As far as I understand most essays/reports from 'rather neutral' (yes, difficult to get an unbiased view) institutions here in Germany usually tell the story that nowadays a small minority lives on people's efforts, and this minority is well above welfare level.

Is there any 'proof' for your starting sentence? (countries don't last when ever more people rely on relative fewer producers). After all, automation levels increase ever more, and thus productivity, too. E.g. the number of people working in farming has shrunken dramatically (at least in first world countries), yet we have overall more than enough to eat ('overall'!). The fact that any country runs out of money is not an argument: Did Spain's productivity suddenly (or maybe also slowly) fell to zero? Did the people in Spain suddenly all lose their ability to work and think?

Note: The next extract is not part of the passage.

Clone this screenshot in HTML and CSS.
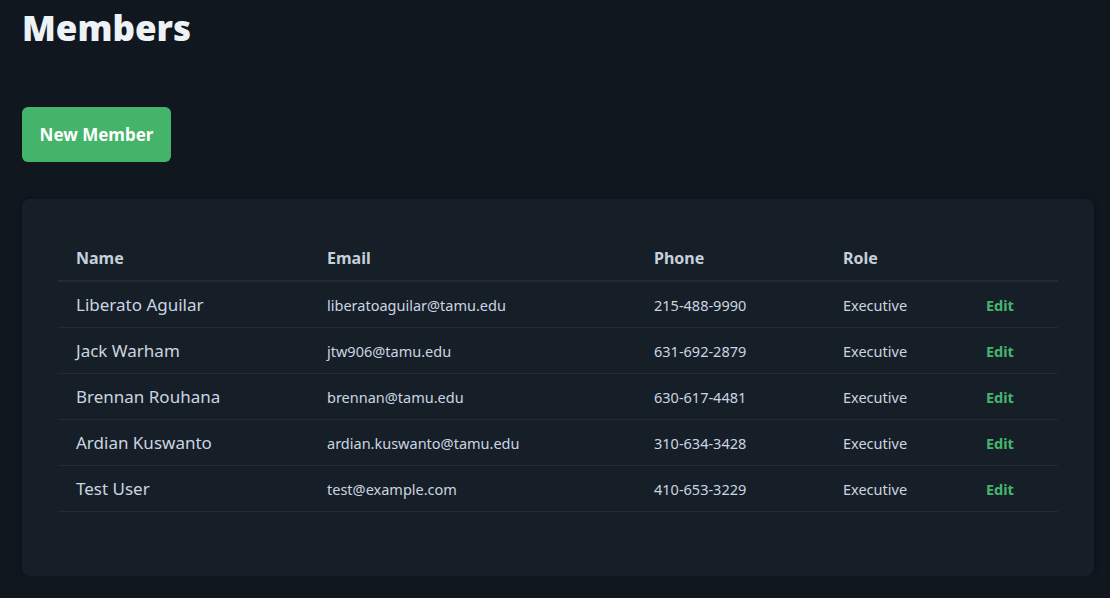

It was my mistake, not yours. Didn't elaborate the correction because writing essays on an iPod Touch is inconvenient.

The proof is obvious. If consumption exceeds production, necessities run out eventually. "The problem with socialism is eventually you run out of other people's money." Of course Spain and Greece are more complex than this, but the short version is too many people rely on too few producers; it's not that productivity went to zero, it's that production minus consumption did. The USA is facing the same issue, and driving up hugely infeasible debts to forestall the inevitable.

The point of YCombinator is to work real hard on something clever and create a valuable business and reap the rewards; not motivating if those rewards are taken and given to those who do nothing for them.